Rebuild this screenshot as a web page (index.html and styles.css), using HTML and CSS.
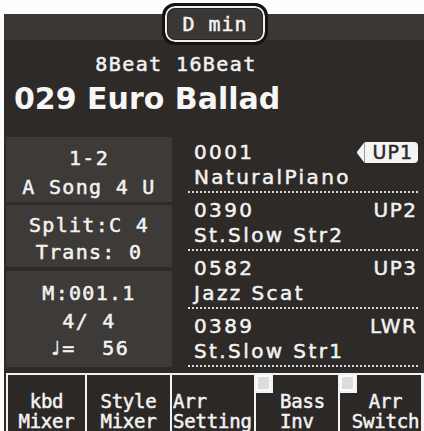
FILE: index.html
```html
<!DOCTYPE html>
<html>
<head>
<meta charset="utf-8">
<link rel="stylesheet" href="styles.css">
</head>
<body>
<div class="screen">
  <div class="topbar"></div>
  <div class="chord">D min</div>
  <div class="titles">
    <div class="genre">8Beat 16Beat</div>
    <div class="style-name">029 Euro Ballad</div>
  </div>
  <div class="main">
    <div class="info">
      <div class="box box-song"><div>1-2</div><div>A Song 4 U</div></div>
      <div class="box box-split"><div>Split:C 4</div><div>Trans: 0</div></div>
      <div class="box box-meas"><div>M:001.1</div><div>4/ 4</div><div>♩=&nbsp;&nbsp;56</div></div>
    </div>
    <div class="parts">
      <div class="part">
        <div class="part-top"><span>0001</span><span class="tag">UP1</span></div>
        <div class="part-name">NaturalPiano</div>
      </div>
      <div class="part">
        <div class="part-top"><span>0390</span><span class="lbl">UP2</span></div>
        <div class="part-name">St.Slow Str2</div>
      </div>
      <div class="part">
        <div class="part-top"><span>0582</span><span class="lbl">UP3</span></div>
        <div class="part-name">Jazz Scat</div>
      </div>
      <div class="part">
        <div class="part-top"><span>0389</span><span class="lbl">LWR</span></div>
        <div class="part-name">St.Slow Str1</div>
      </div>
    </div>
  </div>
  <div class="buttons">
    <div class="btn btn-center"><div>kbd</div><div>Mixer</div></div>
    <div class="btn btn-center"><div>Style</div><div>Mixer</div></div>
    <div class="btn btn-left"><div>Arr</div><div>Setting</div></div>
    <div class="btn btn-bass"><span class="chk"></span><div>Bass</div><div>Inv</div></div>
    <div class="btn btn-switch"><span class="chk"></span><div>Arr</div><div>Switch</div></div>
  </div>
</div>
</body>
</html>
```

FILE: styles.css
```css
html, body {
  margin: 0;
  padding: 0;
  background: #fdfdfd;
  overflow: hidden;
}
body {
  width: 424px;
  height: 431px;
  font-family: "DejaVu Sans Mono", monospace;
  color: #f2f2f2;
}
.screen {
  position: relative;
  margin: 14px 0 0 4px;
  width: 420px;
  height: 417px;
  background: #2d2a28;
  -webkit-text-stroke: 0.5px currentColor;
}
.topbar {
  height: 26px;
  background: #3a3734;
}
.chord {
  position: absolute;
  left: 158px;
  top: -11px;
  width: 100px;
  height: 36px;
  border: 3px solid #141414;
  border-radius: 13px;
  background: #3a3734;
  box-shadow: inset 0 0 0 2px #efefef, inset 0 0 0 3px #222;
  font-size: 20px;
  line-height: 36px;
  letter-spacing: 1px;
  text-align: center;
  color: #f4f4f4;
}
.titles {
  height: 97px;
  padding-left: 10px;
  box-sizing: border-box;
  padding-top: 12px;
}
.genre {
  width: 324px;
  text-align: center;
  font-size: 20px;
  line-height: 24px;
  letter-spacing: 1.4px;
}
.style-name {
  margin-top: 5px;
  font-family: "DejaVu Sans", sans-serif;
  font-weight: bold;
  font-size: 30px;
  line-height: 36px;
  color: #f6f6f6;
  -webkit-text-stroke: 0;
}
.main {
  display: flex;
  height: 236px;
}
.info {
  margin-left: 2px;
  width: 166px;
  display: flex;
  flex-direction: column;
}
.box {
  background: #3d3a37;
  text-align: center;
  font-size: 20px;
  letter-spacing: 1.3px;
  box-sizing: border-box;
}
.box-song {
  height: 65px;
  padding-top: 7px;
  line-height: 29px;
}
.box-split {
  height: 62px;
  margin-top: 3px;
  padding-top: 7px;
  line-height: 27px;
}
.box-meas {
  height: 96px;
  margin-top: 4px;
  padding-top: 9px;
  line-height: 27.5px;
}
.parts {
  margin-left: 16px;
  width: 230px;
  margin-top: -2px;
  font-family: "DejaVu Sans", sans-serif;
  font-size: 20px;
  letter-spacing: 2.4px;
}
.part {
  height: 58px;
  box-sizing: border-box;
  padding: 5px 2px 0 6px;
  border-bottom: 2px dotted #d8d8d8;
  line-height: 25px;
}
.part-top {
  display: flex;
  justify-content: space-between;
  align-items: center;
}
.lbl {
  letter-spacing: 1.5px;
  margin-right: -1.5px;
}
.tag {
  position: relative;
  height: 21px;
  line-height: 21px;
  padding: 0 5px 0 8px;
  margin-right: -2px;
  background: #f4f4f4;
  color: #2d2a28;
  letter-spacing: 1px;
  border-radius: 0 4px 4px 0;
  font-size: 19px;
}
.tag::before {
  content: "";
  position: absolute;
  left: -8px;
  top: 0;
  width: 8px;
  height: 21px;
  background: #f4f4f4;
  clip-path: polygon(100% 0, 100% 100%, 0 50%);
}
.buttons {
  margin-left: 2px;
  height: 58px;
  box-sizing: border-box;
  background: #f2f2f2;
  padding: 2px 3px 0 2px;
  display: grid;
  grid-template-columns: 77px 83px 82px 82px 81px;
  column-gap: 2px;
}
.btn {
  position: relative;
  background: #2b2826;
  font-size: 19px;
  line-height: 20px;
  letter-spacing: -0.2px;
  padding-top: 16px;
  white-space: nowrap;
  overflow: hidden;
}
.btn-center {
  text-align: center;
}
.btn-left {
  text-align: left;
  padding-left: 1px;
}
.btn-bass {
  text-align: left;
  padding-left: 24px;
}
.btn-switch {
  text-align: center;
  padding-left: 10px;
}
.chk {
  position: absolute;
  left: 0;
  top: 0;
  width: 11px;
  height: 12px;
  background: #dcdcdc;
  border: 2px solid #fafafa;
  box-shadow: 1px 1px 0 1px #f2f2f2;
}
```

^^^^^^^^^^^^^^^^

Problem to solve
Each line above that includes "styles" should be shown.

Full output
Rebuild this screenshot as a web page (index.html and styles.css), using HTML and CSS.
<link rel="stylesheet" href="styles.css">
FILE: styles.css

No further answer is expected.